- **EXERCISE**:
Return the number of lines holding "styles", with nothing added.

## BEGIN INFORMATION PROVIDED

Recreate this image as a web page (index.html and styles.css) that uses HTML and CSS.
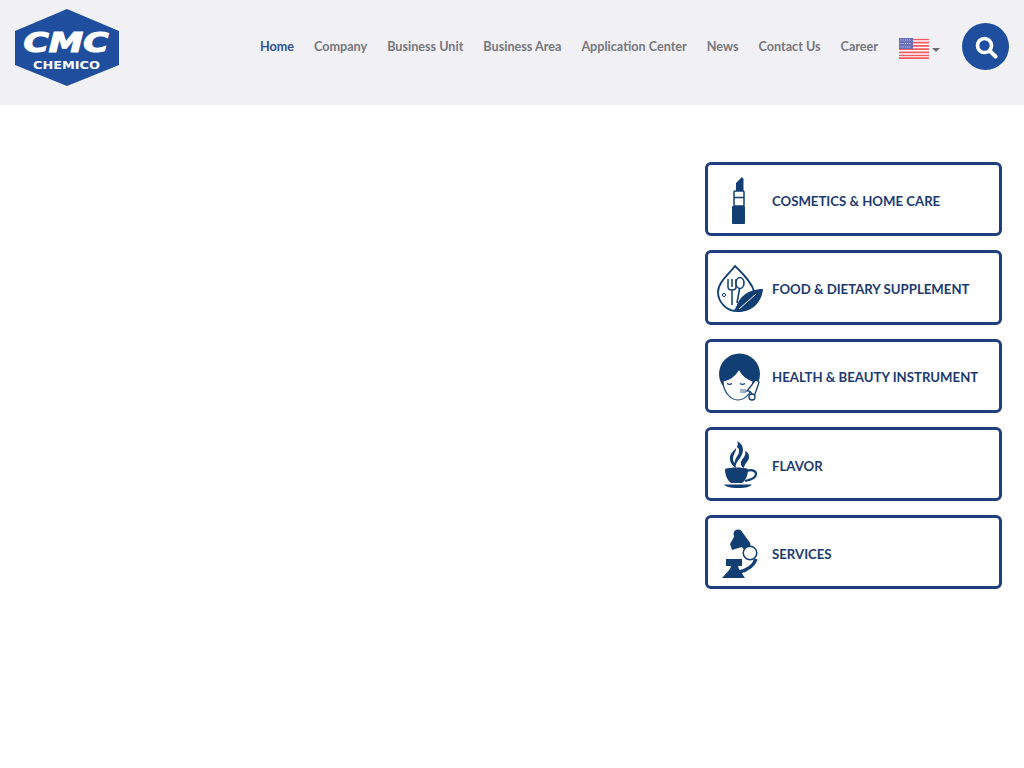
FILE: index.html
```html
<!DOCTYPE html>
<html lang="en">
<head>
    <meta charset="UTF-8">
    <meta name="viewport" content="width=device-width, initial-scale=1.0">
    <title>CMC Chemico</title>
    <link rel="stylesheet" href="styles.css">
</head>
<body>
    <header class="site-header">
        <a class="logo" href="#">
            <svg width="104" height="77" viewBox="0 0 104 77">
                <polygon points="52,0 104,22 104,56 52,77 0,56 0,22" fill="#1f4e9e"/>
                <text class="logo-mark" x="51" y="43" text-anchor="middle" textLength="85" lengthAdjust="spacingAndGlyphs">CMC</text>
                <text class="logo-name" x="51.500" y="60" text-anchor="middle" textLength="67" lengthAdjust="spacingAndGlyphs">CHEMICO</text>
            </svg>
        </a>
        <nav class="main-nav">
            <a class="active" href="#">Home</a>
            <a href="#">Company</a>
            <a href="#">Business Unit</a>
            <a href="#">Business Area</a>
            <a href="#">Application Center</a>
            <a href="#">News</a>
            <a href="#">Contact Us</a>
            <a href="#">Career</a>
        </nav>
        <a class="lang" href="#">
            <svg width="30" height="21" viewBox="0 0 30 21">
                <rect width="30" height="21" fill="#fff"/>
                <path d="M0 1.500h30M0 4.700h30M0 7.900h30M0 11.100h30M0 14.300h30M0 17.500h30M0 20.200h30" stroke="#ee5a64" stroke-width="1.700"/>
                <rect width="14" height="11" fill="#6a6fb8"/>
                <path d="M1.500 2h11M1.500 5.500h11M1.500 9h11" stroke="#d5d7f0" stroke-width="1" stroke-dasharray="1 1.200"/>
            </svg>
            <span class="caret"></span>
        </a>
        <a class="search-btn" href="#">
            <svg width="24" height="24" viewBox="0 0 24 24">
                <circle cx="10.500" cy="10.500" r="7" fill="none" stroke="#fff" stroke-width="3.600"/>
                <path d="M15.800 15.800 21.500 21.500" stroke="#fff" stroke-width="4" stroke-linecap="round"/>
            </svg>
        </a>
    </header>

    <main class="content">
        <aside class="side-links">
            <a class="side-card" href="#">
                <svg class="side-icon" viewBox="0 0 50 62">
                    <path d="M22 23V15l6-6 1.500 2V23z" fill="#123f73"/>
                    <rect x="20" y="23" width="10" height="15" rx="1" fill="#fff" stroke="#123f73" stroke-width="1.500"/>
                    <path d="M20 29.500h10" stroke="#123f73" stroke-width="1.500"/>
                    <rect x="18" y="38" width="13" height="18" rx="1" fill="#123f73"/>
                </svg>
                <span>COSMETICS &amp; HOME CARE</span>
            </a>
            <a class="side-card" href="#">
                <svg class="side-icon" viewBox="0 0 50 62">
                    <path d="M21 10C15 18 4 26 4 36c0 10 8 18 17 19 4-8 8-15 19-20-3-10-12-18-19-25z" fill="#fff" stroke="#123f73" stroke-width="1.800"/>
                    <path d="M14 23v8c0 2 2 3 4 3v15M18 23v8M22 23v8c0 2-2 3-4 3" fill="none" stroke="#123f73" stroke-width="1.500"/>
                    <ellipse cx="26" cy="27" rx="4" ry="5.500" fill="#fff" stroke="#123f73" stroke-width="1.600"/>
                    <path d="M25.500 33 23 47" stroke="#123f73" stroke-width="1.600"/>
                    <circle cx="10" cy="39" r="1.600" fill="none" stroke="#123f73"/>
                    <path d="M22 56C22 42 34 33 49 33c-1 13-11 24-27 23z" fill="#123f73"/>
                    <path d="M25 53 42 38" stroke="#fff" stroke-width="1"/>
                </svg>
                <span>FOOD &amp; DIETARY SUPPLEMENT</span>
            </a>
            <a class="side-card" href="#">
                <svg class="side-icon" viewBox="0 0 50 62">
                    <circle cx="25.500" cy="29" r="20.500" fill="#123f73"/>
                    <path d="M9 36c6-1 12-5 16-12 3 6 8 10 14 12 0 10-7 19-15 19S9 46 9 36z" fill="#fff" stroke="#123f73" stroke-width="1.200"/>
                    <path d="M13 38.500c1.500 1 3.500 1 5 0M26 38.500c1.500 1 3.500 1 5 0" fill="none" stroke="#123f73" stroke-width="1.200"/>
                    <path d="M27 44v4M29 44v4M31 44v4" stroke="#123f73" stroke-width=".8"/>
                    <path d="M33 46c3-1 4 1 5 3s3 2 3 0c1-3 3-8 4-12l-3-3c-3 5-6 8-9 12z" fill="#fff" stroke="#123f73" stroke-width="1.300"/>
                    <circle cx="38" cy="52" r="3" fill="#fff" stroke="#123f73" stroke-width="1.300"/>
                </svg>
                <span>HEALTH &amp; BEAUTY INSTRUMENT</span>
            </a>
            <a class="side-card" href="#">
                <svg class="side-icon" viewBox="0 0 50 62">
                    <path d="M23 8c4 7-8 10-7 18 0 4 3 7 6 9-2-6 7-10 7-18 0-4-2-7-6-9z" fill="#123f73"/>
                    <path d="M22 14c1 4-3 7-3 12 0 2 1 3 2 4-1-5 5-8 4-13 0-1-1-3-3-3z" fill="#fff"/>
                    <path d="M31 18c2 6-5 8-4 13 0 2 1 3 3 4 0-4 5-7 5-11 0-3-1-5-4-6z" fill="#123f73"/>
                    <path d="M11 36c5-2 18-2 23 0 0 6-2 11-6 14H17c-4-3-6-8-6-14z" fill="#123f73"/>
                    <path d="M33 38c5-2 9 0 9 3 0 4-6 6-11 7" fill="none" stroke="#123f73" stroke-width="2.200"/>
                    <path d="M10 51.500h28c-2 2-5 3.500-14 3.500s-12-1.500-14-3.500z" fill="#123f73"/>
                </svg>
                <span>FLAVOR</span>
            </a>
            <a class="side-card" href="#">
                <svg class="side-icon" viewBox="0 0 50 62">
                    <path d="M8 57H31L25 48 24 45H28V38H12V45H17L16 48z" fill="#123f73"/>
                    <path d="M21 14l-5 9 2 6 13-4z" fill="#123f73"/>
                    <path d="M24 13 32 24" stroke="#123f73" stroke-width="9" stroke-linecap="round"/>
                    <path d="M42 38c-2 6-8 11-17 13" fill="none" stroke="#123f73" stroke-width="3.500"/>
                    <circle cx="36" cy="32" r="6.800" fill="#fff" stroke="#123f73" stroke-width="1.500"/>
                </svg>
                <span>SERVICES</span>
            </a>
        </aside>
    </main>
</body>
</html>
```

FILE: styles.css
```css
body {
    margin: 0;
    font-family: Lato, "Noto Sans", sans-serif;
    background-color: #fff;
}

a {
    text-decoration: none;
}

.site-header {
    display: flex;
    align-items: center;
    height: 105px;
    padding: 0 15px 12px;
    background-color: #f0f0f5;
    box-sizing: border-box;
}

.logo {
    display: flex;
    margin-top: 2px;
}

.logo-mark {
    font-family: "DejaVu Sans", sans-serif;
    font-size: 27px;
    font-weight: bold;
    font-style: italic;
    fill: #fff;
    stroke: #fff;
    stroke-width: 1.2px;
}

.logo-name {
    font-family: "DejaVu Sans", sans-serif;
    font-size: 10.5px;
    font-weight: bold;
    fill: #fff;
}

.main-nav {
    display: flex;
    gap: 20px;
    margin-left: auto;
}

.main-nav a {
    font-size: 12.62px;
    font-weight: 700;
    color: #77777c;
}

.main-nav a.active {
    color: #2a5298;
}

.lang {
    display: flex;
    align-items: center;
    gap: 3px;
    margin: 4px 0 0 21px;
}

.caret {
    margin-top: 3px;
    border-top: 4px solid #6e6e73;
    border-left: 4px solid transparent;
    border-right: 4px solid transparent;
}

.search-btn {
    display: flex;
    align-items: center;
    justify-content: center;
    width: 47px;
    height: 47px;
    margin-left: 22px;
    border-radius: 50%;
    background-color: #1f4e9e;
}

.content {
    display: flex;
    justify-content: flex-end;
    padding: 57px 22px 0 0;
}

.side-links {
    display: flex;
    flex-direction: column;
    gap: 14px;
    width: 297px;
}

.side-card {
    display: flex;
    align-items: center;
    gap: 8px;
    height: 74.3px;
    padding-left: 6px;
    border: 3px solid #1d3f7f;
    border-radius: 6px;
    box-sizing: border-box;
    font-size: 13.2px;
    font-weight: 700;
    color: #1c3a72;
}

.side-card span {
    margin-top: 3px;
}

.side-icon {
    width: 50px;
    height: 62px;
    flex-shrink: 0;
}
```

## END INFORMATION PROVIDED

- **CORRECT RESPONSE**:
3